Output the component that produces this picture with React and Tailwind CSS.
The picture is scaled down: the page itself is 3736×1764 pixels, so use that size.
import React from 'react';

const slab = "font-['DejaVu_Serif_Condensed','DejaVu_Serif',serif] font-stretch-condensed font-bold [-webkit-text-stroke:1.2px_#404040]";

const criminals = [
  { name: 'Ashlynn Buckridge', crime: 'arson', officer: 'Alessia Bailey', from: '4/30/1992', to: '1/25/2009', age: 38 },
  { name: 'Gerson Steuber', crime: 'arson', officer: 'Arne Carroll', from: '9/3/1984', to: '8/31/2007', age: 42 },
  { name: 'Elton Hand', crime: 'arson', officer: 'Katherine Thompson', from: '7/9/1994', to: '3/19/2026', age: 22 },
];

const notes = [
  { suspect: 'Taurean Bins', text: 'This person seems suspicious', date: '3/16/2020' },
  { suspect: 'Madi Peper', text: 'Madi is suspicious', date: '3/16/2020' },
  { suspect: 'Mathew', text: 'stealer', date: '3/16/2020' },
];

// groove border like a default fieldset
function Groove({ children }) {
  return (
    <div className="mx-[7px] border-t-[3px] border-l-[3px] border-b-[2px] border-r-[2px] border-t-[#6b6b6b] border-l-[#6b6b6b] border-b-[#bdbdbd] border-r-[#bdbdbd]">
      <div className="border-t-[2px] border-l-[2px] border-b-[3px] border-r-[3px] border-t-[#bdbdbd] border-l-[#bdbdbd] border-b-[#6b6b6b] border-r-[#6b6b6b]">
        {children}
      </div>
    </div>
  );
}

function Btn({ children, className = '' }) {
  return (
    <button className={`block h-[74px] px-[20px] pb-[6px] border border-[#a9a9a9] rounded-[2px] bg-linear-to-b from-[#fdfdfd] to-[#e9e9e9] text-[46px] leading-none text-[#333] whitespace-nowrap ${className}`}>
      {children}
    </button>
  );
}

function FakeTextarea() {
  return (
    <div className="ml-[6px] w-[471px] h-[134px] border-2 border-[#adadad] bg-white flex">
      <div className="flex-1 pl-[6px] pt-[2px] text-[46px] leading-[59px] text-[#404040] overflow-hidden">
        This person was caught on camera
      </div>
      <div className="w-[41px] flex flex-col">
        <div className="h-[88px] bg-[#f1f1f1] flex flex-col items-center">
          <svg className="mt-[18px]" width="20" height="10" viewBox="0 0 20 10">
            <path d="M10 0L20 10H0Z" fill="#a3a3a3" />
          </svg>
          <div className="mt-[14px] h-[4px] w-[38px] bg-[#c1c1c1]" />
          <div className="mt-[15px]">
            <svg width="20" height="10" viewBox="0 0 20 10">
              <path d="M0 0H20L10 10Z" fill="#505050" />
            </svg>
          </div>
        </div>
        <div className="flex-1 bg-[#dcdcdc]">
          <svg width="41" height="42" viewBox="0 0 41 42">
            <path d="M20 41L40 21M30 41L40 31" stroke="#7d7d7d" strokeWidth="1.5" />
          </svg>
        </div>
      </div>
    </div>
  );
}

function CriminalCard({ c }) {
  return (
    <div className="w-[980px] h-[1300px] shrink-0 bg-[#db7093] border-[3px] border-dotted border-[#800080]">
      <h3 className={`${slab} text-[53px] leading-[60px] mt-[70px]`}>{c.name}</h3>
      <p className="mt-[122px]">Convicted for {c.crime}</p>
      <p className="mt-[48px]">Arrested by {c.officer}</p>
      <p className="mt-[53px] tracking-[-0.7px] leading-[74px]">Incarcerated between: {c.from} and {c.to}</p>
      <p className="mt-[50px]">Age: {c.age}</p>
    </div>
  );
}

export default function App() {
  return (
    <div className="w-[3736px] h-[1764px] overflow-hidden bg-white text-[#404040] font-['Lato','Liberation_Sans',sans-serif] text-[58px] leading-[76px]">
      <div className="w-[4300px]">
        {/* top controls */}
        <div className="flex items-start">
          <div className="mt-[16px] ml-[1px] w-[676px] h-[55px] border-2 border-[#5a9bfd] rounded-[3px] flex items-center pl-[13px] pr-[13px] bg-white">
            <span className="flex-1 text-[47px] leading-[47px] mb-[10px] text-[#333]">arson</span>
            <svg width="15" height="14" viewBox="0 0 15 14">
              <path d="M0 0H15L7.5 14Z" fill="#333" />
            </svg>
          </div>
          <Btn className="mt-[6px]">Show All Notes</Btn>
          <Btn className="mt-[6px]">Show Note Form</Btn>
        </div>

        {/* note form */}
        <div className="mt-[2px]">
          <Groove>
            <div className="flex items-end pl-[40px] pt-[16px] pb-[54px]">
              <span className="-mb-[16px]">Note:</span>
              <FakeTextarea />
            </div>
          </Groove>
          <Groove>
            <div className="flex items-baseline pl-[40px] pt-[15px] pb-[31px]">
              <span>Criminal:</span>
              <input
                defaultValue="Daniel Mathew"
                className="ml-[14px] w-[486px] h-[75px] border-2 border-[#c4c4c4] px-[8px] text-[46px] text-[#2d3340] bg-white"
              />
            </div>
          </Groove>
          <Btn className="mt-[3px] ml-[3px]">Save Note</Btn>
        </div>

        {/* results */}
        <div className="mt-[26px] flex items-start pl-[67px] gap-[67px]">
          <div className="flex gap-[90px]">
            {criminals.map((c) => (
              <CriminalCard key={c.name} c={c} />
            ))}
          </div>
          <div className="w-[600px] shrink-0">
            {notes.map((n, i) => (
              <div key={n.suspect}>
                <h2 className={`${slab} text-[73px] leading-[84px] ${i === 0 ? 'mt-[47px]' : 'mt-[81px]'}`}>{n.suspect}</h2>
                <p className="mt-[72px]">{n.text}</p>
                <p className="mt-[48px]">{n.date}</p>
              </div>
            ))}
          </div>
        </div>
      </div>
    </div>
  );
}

......

WHAT IS ASKED: Search the data for the string "picture". List each line that has it.

PROBLEM SOLUTION:
Output the component that produces this picture with React and Tailwind CSS.
The picture is scaled down: the page itself is 3736×1764 pixels, so use that size.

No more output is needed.